── Available data ──

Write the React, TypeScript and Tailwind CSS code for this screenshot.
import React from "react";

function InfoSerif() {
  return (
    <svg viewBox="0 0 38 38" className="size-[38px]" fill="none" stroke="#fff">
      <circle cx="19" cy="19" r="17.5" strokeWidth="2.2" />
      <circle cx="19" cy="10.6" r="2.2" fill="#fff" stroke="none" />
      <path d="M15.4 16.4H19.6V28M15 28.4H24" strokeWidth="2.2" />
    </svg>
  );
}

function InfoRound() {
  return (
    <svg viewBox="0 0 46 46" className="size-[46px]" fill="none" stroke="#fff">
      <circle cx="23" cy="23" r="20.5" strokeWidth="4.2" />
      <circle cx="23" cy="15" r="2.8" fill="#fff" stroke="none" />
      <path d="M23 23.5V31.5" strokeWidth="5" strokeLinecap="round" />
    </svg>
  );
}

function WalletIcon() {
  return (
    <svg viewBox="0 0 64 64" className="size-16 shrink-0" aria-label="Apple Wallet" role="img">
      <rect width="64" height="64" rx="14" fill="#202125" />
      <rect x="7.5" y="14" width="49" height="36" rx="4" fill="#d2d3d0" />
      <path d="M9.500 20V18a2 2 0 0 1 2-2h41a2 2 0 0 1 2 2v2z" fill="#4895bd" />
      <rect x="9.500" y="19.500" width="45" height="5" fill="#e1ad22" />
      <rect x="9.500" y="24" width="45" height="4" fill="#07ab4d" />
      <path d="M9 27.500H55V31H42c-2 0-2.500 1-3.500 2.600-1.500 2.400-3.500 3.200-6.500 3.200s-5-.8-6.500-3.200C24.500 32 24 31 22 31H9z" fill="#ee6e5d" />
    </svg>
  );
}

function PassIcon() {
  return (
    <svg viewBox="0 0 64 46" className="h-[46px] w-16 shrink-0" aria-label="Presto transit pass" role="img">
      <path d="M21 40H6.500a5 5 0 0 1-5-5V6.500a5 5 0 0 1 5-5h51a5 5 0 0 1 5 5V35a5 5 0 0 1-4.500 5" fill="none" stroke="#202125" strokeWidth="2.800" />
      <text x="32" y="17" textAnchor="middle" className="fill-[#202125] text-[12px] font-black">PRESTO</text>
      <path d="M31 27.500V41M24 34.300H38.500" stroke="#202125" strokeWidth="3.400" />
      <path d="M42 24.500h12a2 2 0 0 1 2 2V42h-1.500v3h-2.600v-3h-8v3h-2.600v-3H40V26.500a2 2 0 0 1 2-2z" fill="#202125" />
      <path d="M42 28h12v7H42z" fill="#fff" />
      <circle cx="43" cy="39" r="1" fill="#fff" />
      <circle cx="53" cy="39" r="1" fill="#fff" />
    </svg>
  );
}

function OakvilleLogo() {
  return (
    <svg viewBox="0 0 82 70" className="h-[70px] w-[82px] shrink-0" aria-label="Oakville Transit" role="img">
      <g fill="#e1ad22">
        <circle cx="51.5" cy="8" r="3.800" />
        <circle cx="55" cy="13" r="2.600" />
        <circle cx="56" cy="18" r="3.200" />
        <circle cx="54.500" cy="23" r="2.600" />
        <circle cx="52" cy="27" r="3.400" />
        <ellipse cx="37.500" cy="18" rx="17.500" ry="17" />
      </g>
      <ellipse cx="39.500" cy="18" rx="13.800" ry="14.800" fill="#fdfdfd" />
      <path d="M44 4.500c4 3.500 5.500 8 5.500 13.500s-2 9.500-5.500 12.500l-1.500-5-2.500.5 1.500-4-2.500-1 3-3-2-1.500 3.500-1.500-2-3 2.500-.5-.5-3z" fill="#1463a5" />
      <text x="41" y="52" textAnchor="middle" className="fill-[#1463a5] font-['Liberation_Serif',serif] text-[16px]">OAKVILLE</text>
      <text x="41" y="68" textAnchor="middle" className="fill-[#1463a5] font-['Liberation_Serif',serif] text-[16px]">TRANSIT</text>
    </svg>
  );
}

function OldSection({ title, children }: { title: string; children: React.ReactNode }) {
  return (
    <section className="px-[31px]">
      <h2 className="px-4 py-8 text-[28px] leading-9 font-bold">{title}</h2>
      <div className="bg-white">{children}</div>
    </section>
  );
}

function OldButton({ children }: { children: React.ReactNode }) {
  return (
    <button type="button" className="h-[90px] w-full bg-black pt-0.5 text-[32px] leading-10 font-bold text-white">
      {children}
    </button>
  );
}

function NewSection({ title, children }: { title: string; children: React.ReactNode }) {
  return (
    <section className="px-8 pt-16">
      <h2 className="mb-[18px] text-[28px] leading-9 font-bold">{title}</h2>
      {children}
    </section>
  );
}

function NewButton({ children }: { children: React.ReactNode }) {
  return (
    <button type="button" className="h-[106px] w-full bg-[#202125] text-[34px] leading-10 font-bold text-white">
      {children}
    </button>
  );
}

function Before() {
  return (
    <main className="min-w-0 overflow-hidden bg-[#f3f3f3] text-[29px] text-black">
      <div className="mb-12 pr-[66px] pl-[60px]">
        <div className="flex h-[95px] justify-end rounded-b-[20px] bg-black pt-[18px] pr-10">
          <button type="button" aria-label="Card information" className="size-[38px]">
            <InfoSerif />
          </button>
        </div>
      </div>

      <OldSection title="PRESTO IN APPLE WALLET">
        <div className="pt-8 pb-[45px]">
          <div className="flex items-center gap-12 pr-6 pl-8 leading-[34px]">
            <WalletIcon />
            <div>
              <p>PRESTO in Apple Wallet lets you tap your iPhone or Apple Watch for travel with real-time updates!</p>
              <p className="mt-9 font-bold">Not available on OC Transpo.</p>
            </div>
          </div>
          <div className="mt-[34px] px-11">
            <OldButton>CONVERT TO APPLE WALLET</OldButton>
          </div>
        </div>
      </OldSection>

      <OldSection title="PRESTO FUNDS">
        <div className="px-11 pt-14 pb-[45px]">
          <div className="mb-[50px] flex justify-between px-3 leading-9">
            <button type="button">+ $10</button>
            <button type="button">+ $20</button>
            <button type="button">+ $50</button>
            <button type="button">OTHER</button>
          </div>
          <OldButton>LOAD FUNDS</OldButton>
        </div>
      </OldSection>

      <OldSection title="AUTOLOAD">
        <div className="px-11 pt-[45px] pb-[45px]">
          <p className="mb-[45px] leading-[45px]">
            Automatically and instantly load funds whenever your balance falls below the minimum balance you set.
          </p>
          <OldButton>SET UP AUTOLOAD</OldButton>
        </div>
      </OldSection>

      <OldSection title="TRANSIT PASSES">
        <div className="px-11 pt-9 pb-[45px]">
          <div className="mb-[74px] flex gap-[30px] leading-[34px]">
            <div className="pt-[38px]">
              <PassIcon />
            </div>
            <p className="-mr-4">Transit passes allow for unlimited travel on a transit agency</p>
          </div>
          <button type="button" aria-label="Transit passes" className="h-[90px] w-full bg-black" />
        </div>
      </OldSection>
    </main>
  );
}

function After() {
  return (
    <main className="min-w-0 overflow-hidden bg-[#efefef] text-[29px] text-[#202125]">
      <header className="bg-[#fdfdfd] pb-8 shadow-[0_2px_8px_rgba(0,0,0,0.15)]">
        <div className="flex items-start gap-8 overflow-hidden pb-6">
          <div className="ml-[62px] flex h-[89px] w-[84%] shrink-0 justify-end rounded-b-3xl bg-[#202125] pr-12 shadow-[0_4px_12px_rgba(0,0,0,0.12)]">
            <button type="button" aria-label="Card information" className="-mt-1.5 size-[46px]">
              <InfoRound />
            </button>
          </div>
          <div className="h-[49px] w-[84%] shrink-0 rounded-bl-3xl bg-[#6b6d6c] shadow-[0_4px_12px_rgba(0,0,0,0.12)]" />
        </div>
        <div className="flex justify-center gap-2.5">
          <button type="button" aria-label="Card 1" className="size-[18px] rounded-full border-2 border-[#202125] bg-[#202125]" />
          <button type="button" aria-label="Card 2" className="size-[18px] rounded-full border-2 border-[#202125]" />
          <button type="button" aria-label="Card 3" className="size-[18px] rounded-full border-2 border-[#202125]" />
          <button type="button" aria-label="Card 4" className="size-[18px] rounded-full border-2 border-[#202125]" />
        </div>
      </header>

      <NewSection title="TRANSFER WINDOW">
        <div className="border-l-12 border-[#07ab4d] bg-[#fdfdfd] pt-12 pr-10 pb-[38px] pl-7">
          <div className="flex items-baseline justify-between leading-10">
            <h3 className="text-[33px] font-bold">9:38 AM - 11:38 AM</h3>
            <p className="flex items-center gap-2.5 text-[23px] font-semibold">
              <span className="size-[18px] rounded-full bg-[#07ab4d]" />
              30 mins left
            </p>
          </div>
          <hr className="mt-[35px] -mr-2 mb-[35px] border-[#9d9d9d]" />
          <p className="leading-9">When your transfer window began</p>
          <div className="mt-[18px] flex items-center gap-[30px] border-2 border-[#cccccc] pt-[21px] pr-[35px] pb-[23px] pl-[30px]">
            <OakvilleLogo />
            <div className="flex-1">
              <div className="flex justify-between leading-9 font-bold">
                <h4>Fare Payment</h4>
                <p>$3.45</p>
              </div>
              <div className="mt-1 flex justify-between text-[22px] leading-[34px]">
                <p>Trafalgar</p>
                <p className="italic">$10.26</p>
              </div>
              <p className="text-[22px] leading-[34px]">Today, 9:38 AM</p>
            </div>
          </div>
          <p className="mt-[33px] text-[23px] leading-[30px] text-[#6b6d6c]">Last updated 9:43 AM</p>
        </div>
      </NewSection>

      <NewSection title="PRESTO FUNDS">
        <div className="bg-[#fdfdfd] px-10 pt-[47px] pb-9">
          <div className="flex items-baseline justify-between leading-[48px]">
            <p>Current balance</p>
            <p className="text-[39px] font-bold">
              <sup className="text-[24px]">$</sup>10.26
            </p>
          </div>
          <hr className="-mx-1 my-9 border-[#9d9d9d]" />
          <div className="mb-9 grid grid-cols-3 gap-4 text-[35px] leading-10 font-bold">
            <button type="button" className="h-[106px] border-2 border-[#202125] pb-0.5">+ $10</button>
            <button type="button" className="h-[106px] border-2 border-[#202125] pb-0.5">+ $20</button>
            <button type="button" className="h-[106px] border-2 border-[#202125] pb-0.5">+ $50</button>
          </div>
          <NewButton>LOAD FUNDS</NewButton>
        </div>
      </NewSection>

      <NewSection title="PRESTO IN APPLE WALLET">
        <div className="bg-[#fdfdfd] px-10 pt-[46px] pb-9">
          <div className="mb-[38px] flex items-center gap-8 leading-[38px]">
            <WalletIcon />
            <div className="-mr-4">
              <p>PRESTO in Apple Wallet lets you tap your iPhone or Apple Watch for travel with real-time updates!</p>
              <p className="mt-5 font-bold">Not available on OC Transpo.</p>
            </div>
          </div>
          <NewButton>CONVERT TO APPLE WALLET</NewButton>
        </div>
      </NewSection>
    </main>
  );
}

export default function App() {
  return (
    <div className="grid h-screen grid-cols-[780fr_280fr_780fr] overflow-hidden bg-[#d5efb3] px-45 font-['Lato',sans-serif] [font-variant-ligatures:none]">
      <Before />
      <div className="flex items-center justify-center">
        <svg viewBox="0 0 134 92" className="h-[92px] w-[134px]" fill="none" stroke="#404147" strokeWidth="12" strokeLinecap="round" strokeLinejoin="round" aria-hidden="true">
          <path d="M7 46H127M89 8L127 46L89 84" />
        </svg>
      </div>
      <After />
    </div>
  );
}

───

Print only the lines that run from the start of the listing to the line bearing "import React from"; please keep the first line and that last one, exactly as they appear.

• Answer below
Write the React, TypeScript and Tailwind CSS code for this screenshot.
import React from "react";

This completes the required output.